──────── Information provided

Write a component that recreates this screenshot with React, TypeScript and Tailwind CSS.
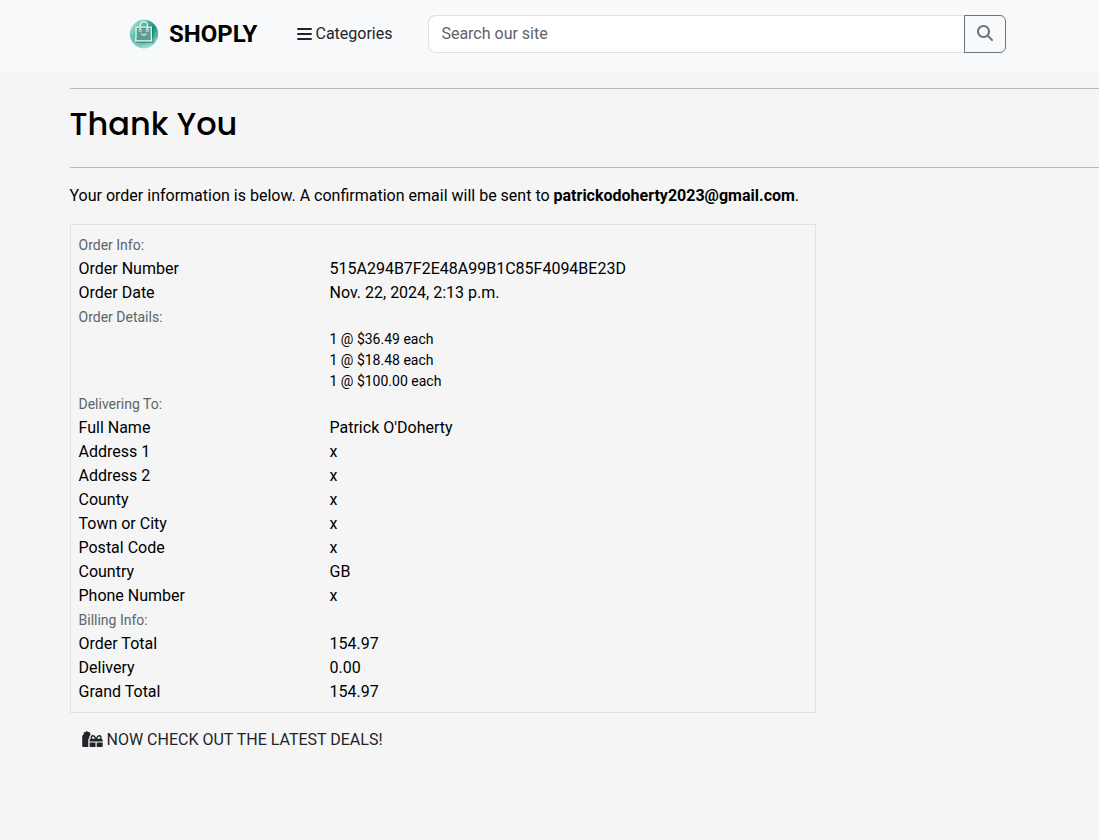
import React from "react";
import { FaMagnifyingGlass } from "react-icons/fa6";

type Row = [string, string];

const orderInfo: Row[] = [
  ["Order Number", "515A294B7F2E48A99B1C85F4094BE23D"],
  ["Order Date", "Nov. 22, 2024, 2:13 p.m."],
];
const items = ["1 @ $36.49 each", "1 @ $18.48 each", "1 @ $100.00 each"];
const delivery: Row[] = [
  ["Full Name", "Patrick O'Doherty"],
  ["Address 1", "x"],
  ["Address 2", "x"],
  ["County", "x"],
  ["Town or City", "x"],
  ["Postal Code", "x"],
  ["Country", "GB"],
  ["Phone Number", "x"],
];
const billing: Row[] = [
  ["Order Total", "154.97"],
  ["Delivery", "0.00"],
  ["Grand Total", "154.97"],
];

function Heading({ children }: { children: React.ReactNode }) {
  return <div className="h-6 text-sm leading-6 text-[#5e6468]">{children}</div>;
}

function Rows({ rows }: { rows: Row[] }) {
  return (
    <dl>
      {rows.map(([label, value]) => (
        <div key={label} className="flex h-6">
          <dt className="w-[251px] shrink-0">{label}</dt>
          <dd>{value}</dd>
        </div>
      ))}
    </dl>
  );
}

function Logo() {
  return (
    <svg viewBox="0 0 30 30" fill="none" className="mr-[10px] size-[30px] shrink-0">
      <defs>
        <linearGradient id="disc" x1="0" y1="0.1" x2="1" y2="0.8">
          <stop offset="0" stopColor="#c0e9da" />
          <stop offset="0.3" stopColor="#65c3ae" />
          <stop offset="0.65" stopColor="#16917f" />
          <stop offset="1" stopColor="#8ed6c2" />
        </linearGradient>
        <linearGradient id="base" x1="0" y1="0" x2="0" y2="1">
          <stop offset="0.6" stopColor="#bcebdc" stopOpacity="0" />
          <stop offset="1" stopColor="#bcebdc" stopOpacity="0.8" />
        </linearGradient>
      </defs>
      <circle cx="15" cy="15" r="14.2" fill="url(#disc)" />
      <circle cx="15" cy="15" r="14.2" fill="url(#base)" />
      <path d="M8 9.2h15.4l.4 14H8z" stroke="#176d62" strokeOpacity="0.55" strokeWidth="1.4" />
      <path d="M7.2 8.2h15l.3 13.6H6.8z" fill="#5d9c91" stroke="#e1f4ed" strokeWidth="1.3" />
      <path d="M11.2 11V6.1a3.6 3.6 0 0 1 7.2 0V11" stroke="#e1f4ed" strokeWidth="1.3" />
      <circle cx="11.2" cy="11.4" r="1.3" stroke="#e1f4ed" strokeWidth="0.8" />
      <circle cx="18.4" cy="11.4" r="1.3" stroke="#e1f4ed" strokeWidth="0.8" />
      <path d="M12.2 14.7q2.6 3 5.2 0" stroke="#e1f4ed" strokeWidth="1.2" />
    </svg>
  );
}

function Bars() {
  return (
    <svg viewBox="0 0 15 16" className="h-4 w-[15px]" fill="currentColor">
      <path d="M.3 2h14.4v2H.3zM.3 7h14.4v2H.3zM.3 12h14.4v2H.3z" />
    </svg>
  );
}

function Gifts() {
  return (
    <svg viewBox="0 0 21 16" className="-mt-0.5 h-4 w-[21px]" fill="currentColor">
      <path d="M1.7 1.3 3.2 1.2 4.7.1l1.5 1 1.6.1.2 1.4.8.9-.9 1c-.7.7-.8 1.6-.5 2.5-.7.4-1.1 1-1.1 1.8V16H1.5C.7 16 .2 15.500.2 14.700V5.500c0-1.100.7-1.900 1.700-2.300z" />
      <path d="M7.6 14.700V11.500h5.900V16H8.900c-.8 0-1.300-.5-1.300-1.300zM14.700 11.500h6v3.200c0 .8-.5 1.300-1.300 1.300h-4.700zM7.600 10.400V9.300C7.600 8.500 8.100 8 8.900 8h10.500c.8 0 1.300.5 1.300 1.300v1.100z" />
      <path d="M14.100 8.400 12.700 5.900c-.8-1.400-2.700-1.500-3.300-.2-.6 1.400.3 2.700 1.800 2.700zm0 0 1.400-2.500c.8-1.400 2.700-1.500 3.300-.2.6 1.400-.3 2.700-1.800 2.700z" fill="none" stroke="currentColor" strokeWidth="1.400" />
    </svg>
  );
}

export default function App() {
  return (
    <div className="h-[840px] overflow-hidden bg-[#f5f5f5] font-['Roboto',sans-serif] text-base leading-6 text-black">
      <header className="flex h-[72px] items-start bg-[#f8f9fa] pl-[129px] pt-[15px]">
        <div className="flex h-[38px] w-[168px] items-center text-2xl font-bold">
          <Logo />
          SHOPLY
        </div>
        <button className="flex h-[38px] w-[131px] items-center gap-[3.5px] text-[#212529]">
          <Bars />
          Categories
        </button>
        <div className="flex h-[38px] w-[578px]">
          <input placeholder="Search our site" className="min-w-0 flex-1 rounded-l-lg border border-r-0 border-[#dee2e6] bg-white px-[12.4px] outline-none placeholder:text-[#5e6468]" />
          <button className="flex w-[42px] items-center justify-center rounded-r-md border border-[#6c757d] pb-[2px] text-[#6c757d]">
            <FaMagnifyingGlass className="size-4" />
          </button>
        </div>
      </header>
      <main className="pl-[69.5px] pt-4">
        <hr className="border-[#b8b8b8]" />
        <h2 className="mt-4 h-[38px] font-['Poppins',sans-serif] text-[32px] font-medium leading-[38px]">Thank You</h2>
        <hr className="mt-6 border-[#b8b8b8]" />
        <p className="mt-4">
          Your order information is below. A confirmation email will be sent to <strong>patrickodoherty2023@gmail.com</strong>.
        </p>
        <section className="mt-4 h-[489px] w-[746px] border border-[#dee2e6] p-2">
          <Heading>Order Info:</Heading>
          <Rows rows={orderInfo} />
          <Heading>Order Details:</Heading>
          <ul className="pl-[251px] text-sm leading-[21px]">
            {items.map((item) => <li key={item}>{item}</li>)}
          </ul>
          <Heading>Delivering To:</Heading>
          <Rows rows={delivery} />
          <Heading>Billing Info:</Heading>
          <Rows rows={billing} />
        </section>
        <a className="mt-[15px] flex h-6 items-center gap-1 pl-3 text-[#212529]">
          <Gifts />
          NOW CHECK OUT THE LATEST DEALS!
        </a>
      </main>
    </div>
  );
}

────────────────

# [Goal of the exercise]
Drop the images and repeat the data exactly.

# [Complete output]
Write a component that recreates this screenshot with React, TypeScript and Tailwind CSS.
import React from "react";
import { FaMagnifyingGlass } from "react-icons/fa6";

type Row = [string, string];

const orderInfo: Row[] = [
  ["Order Number", "515A294B7F2E48A99B1C85F4094BE23D"],
  ["Order Date", "Nov. 22, 2024, 2:13 p.m."],
];
const items = ["1 @ $36.49 each", "1 @ $18.48 each", "1 @ $100.00 each"];
const delivery: Row[] = [
  ["Full Name", "Patrick O'Doherty"],
  ["Address 1", "x"],
  ["Address 2", "x"],
  ["County", "x"],
  ["Town or City", "x"],
  ["Postal Code", "x"],
  ["Country", "GB"],
  ["Phone Number", "x"],
];
const billing: Row[] = [
  ["Order Total", "154.97"],
  ["Delivery", "0.00"],
  ["Grand Total", "154.97"],
];

function Heading({ children }: { children: React.ReactNode }) {
  return <div className="h-6 text-sm leading-6 text-[#5e6468]">{children}</div>;
}

function Rows({ rows }: { rows: Row[] }) {
  return (
    <dl>
      {rows.map(([label, value]) => (
        <div key={label} className="flex h-6">
          <dt className="w-[251px] shrink-0">{label}</dt>
          <dd>{value}</dd>
        </div>
      ))}
    </dl>
  );
}

function Logo() {
  return (
    <svg viewBox="0 0 30 30" fill="none" className="mr-[10px] size-[30px] shrink-0">
      <defs>
        <linearGradient id="disc" x1="0" y1="0.1" x2="1" y2="0.8">
          <stop offset="0" stopColor="#c0e9da" />
          <stop offset="0.3" stopColor="#65c3ae" />
          <stop offset="0.65" stopColor="#16917f" />
          <stop offset="1" stopColor="#8ed6c2" />
        </linearGradient>
        <linearGradient id="base" x1="0" y1="0" x2="0" y2="1">
          <stop offset="0.6" stopColor="#bcebdc" stopOpacity="0" />
          <stop offset="1" stopColor="#bcebdc" stopOpacity="0.8" />
        </linearGradient>
      </defs>
      <circle cx="15" cy="15" r="14.2" fill="url(#disc)" />
      <circle cx="15" cy="15" r="14.2" fill="url(#base)" />
      <path d="M8 9.2h15.4l.4 14H8z" stroke="#176d62" strokeOpacity="0.55" strokeWidth="1.4" />
      <path d="M7.2 8.2h15l.3 13.6H6.8z" fill="#5d9c91" stroke="#e1f4ed" strokeWidth="1.3" />
      <path d="M11.2 11V6.1a3.6 3.6 0 0 1 7.2 0V11" stroke="#e1f4ed" strokeWidth="1.3" />
      <circle cx="11.2" cy="11.4" r="1.3" stroke="#e1f4ed" strokeWidth="0.8" />
      <circle cx="18.4" cy="11.4" r="1.3" stroke="#e1f4ed" strokeWidth="0.8" />
      <path d="M12.2 14.7q2.6 3 5.2 0" stroke="#e1f4ed" strokeWidth="1.2" />
    </svg>
  );
}

function Bars() {
  return (
    <svg viewBox="0 0 15 16" className="h-4 w-[15px]" fill="currentColor">
      <path d="M.3 2h14.4v2H.3zM.3 7h14.4v2H.3zM.3 12h14.4v2H.3z" />
    </svg>
  );
}

function Gifts() {
  return (
    <svg viewBox="0 0 21 16" className="-mt-0.5 h-4 w-[21px]" fill="currentColor">
      <path d="M1.7 1.3 3.2 1.2 4.7.1l1.5 1 1.6.1.2 1.4.8.9-.9 1c-.7.7-.8 1.6-.5 2.5-.7.4-1.1 1-1.1 1.8V16H1.5C.7 16 .2 15.500.2 14.700V5.500c0-1.100.7-1.900 1.700-2.300z" />
      <path d="M7.6 14.700V11.500h5.900V16H8.900c-.8 0-1.300-.5-1.300-1.300zM14.700 11.500h6v3.200c0 .8-.5 1.300-1.300 1.300h-4.700zM7.600 10.400V9.300C7.600 8.500 8.100 8 8.900 8h10.500c.8 0 1.300.5 1.300 1.300v1.100z" />
      <path d="M14.100 8.400 12.700 5.900c-.8-1.400-2.700-1.500-3.300-.2-.6 1.400.3 2.700 1.800 2.700zm0 0 1.400-2.500c.8-1.400 2.700-1.500 3.300-.2.6 1.400-.3 2.700-1.800 2.700z" fill="none" stroke="currentColor" strokeWidth="1.400" />
    </svg>
  );
}

export default function App() {
  return (
    <div className="h-[840px] overflow-hidden bg-[#f5f5f5] font-['Roboto',sans-serif] text-base leading-6 text-black">
      <header className="flex h-[72px] items-start bg-[#f8f9fa] pl-[129px] pt-[15px]">
        <div className="flex h-[38px] w-[168px] items-center text-2xl font-bold">
          <Logo />
          SHOPLY
        </div>
        <button className="flex h-[38px] w-[131px] items-center gap-[3.5px] text-[#212529]">
          <Bars />
          Categories
        </button>
        <div className="flex h-[38px] w-[578px]">
          <input placeholder="Search our site" className="min-w-0 flex-1 rounded-l-lg border border-r-0 border-[#dee2e6] bg-white px-[12.4px] outline-none placeholder:text-[#5e6468]" />
          <button className="flex w-[42px] items-center justify-center rounded-r-md border border-[#6c757d] pb-[2px] text-[#6c757d]">
            <FaMagnifyingGlass className="size-4" />
          </button>
        </div>
      </header>
      <main className="pl-[69.5px] pt-4">
        <hr className="border-[#b8b8b8]" />
        <h2 className="mt-4 h-[38px] font-['Poppins',sans-serif] text-[32px] font-medium leading-[38px]">Thank You</h2>
        <hr className="mt-6 border-[#b8b8b8]" />
        <p className="mt-4">
          Your order information is below. A confirmation email will be sent to <strong>patrickodoherty2023@gmail.com</strong>.
        </p>
        <section className="mt-4 h-[489px] w-[746px] border border-[#dee2e6] p-2">
          <Heading>Order Info:</Heading>
          <Rows rows={orderInfo} />
          <Heading>Order Details:</Heading>
          <ul className="pl-[251px] text-sm leading-[21px]">
            {items.map((item) => <li key={item}>{item}</li>)}
          </ul>
          <Heading>Delivering To:</Heading>
          <Rows rows={delivery} />
          <Heading>Billing Info:</Heading>
          <Rows rows={billing} />
        </section>
        <a className="mt-[15px] flex h-6 items-center gap-1 pl-3 text-[#212529]">
          <Gifts />
          NOW CHECK OUT THE LATEST DEALS!
        </a>
      </main>
    </div>
  );
}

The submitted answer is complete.